With the weakening of the critical emphasis on ethical reasoning in Muslim cultures, although Muslim societies are traditionally religious-minded, the importance attached to past juridical formulations without understanding their generalizable moral justifications has led to the neglect of undergirding moral norms as the most fundamental aspect of the overall scriptural guidance. This means that a religious worldview comprised of exclusionary Islamic beliefs about the supernatural and orthopraxy has continued to shape social and political attitudes and interpersonal relationships and to provide existential meaning as well as security in the ever-changing human relations in modern life. Nonetheless, the major source for the secular skepticism of the religious world-view and scriptural reason in general, and Islamic tradition in particular, is the historically disruptive character of religious politics, and the endless religiously inspired violence in many parts of the world that disrupts normalcy beyond repair.
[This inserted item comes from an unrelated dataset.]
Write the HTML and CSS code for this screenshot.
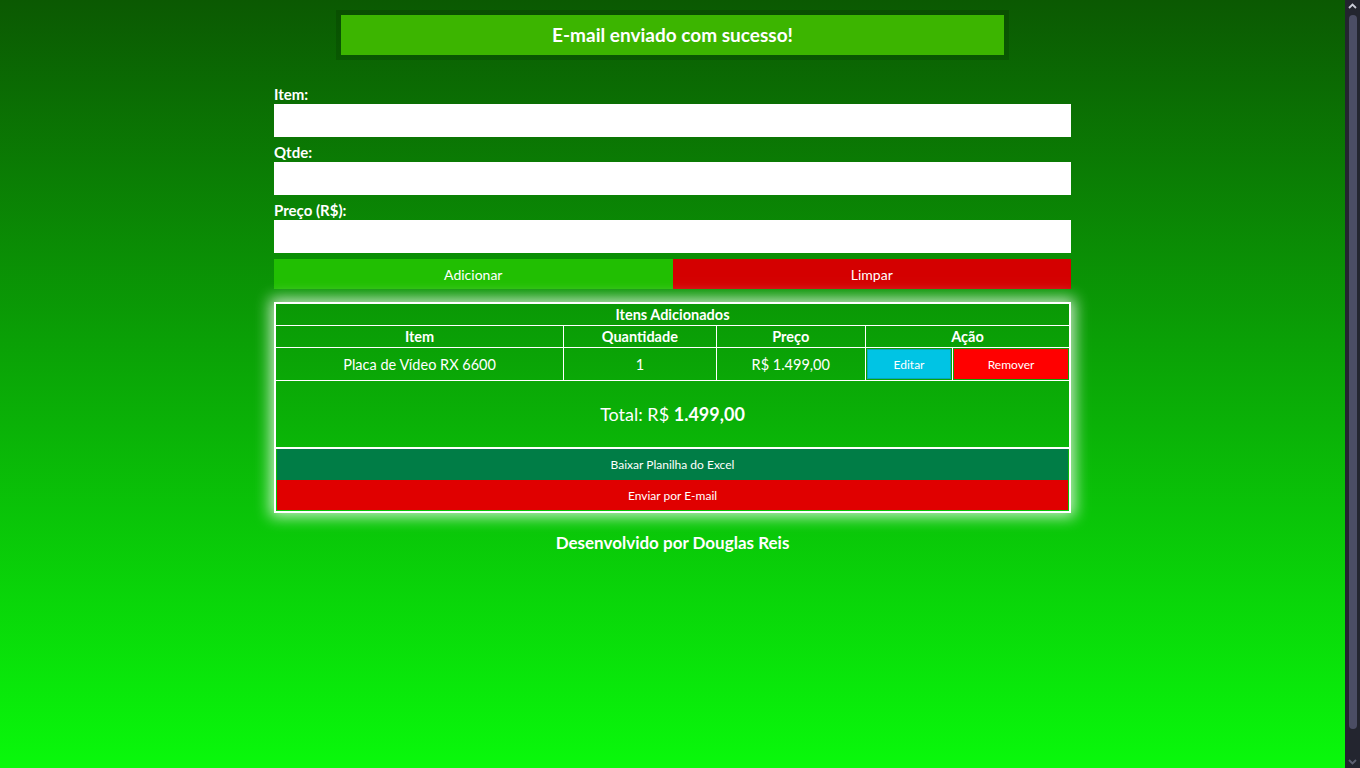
FILE: index.html
```html
<!DOCTYPE html>
<html lang="pt-BR">
<head>
<meta charset="utf-8">
<title>Lista de Compras</title>
<link rel="stylesheet" href="styles.css">
</head>
<body>
<div class="page">
  <div class="toast">E-mail enviado com sucesso!</div>
  <form class="form">
    <label class="lbl" for="item">Item:</label>
    <input class="inp" id="item" type="text">
    <label class="lbl" for="qtde">Qtde:</label>
    <input class="inp" id="qtde" type="text">
    <label class="lbl" for="preco">Preço (R$):</label>
    <input class="inp" id="preco" type="text">
    <div class="actions">
      <button type="button" class="btn btn-add">Adicionar</button>
      <button type="button" class="btn btn-clear">Limpar</button>
    </div>
  </form>
  <table class="tbl">
    <colgroup>
      <col class="c-item"><col class="c-qty"><col class="c-price"><col class="c-act-a"><col class="c-act-b">
    </colgroup>
    <thead>
      <tr><th colspan="5" class="cap">Itens Adicionados</th></tr>
      <tr><th>Item</th><th>Quantidade</th><th>Preço</th><th colspan="2">Ação</th></tr>
    </thead>
    <tbody>
      <tr class="row">
        <td>Placa de Vídeo RX 6600</td>
        <td>1</td>
        <td>R$ 1.499,00</td>
        <td class="cell-btn"><button type="button" class="sbtn edit">Editar</button></td>
        <td class="cell-btn"><button type="button" class="sbtn remove">Remover</button></td>
      </tr>
      <tr><td colspan="5" class="total">Total: R$ <b>1.499,00</b></td></tr>
    </tbody>
    <tfoot>
      <tr><td colspan="5" class="foot">
        <button type="button" class="wbtn excel">Baixar Planilha do Excel</button>
        <button type="button" class="wbtn mail">Enviar por E-mail</button>
      </td></tr>
    </tfoot>
  </table>
  <p class="credit">Desenvolvido por Douglas Reis</p>
</div>
<div class="scrollbar" aria-hidden="true">
  <svg class="arrow" width="15" height="12" viewBox="0 0 15 12"><path d="M4 8 L7.5 4.5 L11 8" fill="none" stroke="#c9cad6" stroke-width="1.8"/></svg>
  <div class="thumb"></div>
  <svg class="arrow" width="15" height="12" viewBox="0 0 15 12"><path d="M4 4 L7.5 7.5 L11 4" fill="none" stroke="#5d6072" stroke-width="1.8"/></svg>
</div>
</body>
</html>
```
FILE: styles.css
```css
html {
  background: linear-gradient(to bottom, #0b5902 0%, #09f90b 100%);
  min-height: 100%;
}
body {
  margin: 0;
  padding-right: 15px;
  min-height: 100vh;
  font-family: Lato, "Open Sans", sans-serif;
  color: #ffffff;
}
.page {
  width: 797px;
  margin: 0 auto;
  padding-top: 10px;
  display: flex;
  flex-direction: column;
}
.toast {
  align-self: center;
  width: 663px;
  height: 40px;
  line-height: 40px;
  background: #3cb500;
  background-clip: padding-box;
  border: 5px solid rgba(0, 0, 0, 0.12);
  text-align: center;
  font-size: 19px;
  font-weight: 700;
  box-sizing: content-box;
}
.form {
  display: flex;
  flex-direction: column;
  margin-top: 25px;
}
.lbl {
  font-size: 15px;
  font-weight: 700;
  line-height: 19px;
  margin-top: 6px;
}
.lbl:first-child { margin-top: 0; }
.inp {
  height: 33px;
  border: 0;
  padding: 0 8px;
  margin: 0;
  background: #ffffff;
  font-family: inherit;
  font-size: 15px;
  box-sizing: border-box;
}
.actions {
  display: flex;
  margin-top: 6px;
}
.btn {
  flex: 1;
  height: 30px;
  border: 0;
  margin: 0;
  color: #ffffff;
  font-family: inherit;
  font-size: 14px;
}
.btn-add { background: #21bf02; }
.btn-clear { background: #d40000; }
.tbl {
  margin-top: 13px;
  width: 797px;
  border-collapse: collapse;
  border: 2px solid #ffffff;
  box-shadow: 0 0 14px 4px rgba(255, 255, 255, 0.75);
  table-layout: fixed;
  font-size: 14.5px;
}
.c-item { width: 288px; }
.c-qty { width: 152px; }
.c-price { width: 149px; }
.c-act-a { width: 87px; }
.c-act-b { width: 117px; }
.tbl th, .tbl td {
  border: 1px solid #ffffff;
  text-align: center;
  padding: 0;
}
.tbl th {
  font-weight: 700;
  height: 21px;
  line-height: 20px;
}
.tbl .row td { height: 30px; padding: 1px; }
.sbtn {
  display: block;
  width: 100%;
  height: 30px;
  margin: 0;
  color: #ffffff;
  font-family: inherit;
  font-size: 12px;
}
.edit { background: #00c4e4; border: 1px solid #08a6b8; }
.remove { background: #ff0000; border: 0; }
.total {
  height: 66px;
  font-size: 18px;
}
.total b { font-weight: 700; }
.tbl .foot {
  padding: 0 1px 1px;
  border-top: 2px solid #ffffff;
}
.wbtn {
  display: block;
  width: 100%;
  height: 30px;
  border: 0;
  margin: 0;
  color: #ffffff;
  font-family: inherit;
  font-size: 12px;
}
.excel { background: #007d46; height: 31px; }
.mail { background: #e00000; }
.credit {
  margin: 19px 0 0;
  text-align: center;
  font-size: 17px;
  font-weight: 700;
  line-height: 22px;
}
.scrollbar {
  position: fixed;
  top: 0;
  right: 0;
  width: 15px;
  height: 100vh;
  background: #23252f;
  display: flex;
  flex-direction: column;
  align-items: center;
}
.arrow { flex: none; display: block; }
.thumb {
  flex: 1;
  width: 8px;
  margin: 3px 0 27px;
  background: #4b4d64;
  border-radius: 4px;
}
```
Historically, religion in the public domain has been disruptive of necessary social cooperation and cohesion based on some consensus about the equality of all citizens in a modern nation-state. The classical interpretive jurisprudence
Page 99 is the key page in telling the readers the following:

Historically, the critical question for Muslim religious thought has been to establish a logical epistemological connection between the two fields of law and ethics to demonstrate a cognitively undeniable correlation between reason and revelation in derivation of authoritative orthopraxy. The debatable aspect of this attempt to affiliate law and ethics was whether such a relationship could be shown to be solely the product of a religious worldview firmly founded upon scriptural authority of the Qur’an and the Sunna, or whether it was possible to guide human moral conduct with minimal reference to revelatory sources. The idea about the correlation between the findings of reason and those of revelation was the result of the logical necessity connected with continuation of reliable guidance for the post-prophetic developing and culturally diverse Muslim societies.

The present study on Islamic ethics comes at almost the end of my career in academia. From all that I had studied in my history, philosophy, and Islamic studies courses I was confident that there existed a far-reaching connection between religion and ethics in Islamic tradition. My graduate work in Islamic studies further confirmed the contours of the debate among Muslim scholars who often deliberated about the priority of locating ethics as a fundamental source for deriving epistemic guidelines about human conduct. Historically, the critical question for Muslim religious thinkers has been to establish a logical epistemological relation between the two fields of law and ethics to validate a cognitively undeniable correlation between reason and revelation in derivation of authoritative orthopraxy. The controversial aspect of this attempt to affiliate law and ethics was whether such a relationship could be shown to be solely the product of a religious worldview firmly founded upon scriptural authority, or whether it was possible to guide human moral conduct without reference to any revelatory sources. The emerging idea was about the relationship between reason and revelation to provide continuous guidance for the developing and culturally diverse Muslim societies, principally by taking into consideration historical circumstances that determined the contemporary social and political practice. The main thrust of the classical Muslim intellectual development was to anchor moral epistemology reliably within the primarily religious sources to underscore its inseparable and logical relationship to interpretive jurisprudence that provided time-specific responsa in general to resolve pressing issues related to everyday practice. The universal moral truth that was endowed by God’s nature (fitrat allah) in humankind and was acquired rationally did not require religious affiliation or scriptural justificatory reasoning. The more immediate religious inquiry was not to explore the sources of human conduct; rather, it was to comprehend divine will as it related to human life in this and the next world. God’s will, as declared by the revelation, was embodied in the divinely ordained system that would define and formulate the boundaries of orthopraxy. This was the scope of the emerging field of interpretive jurisprudence (al-fiqh) in the classical period.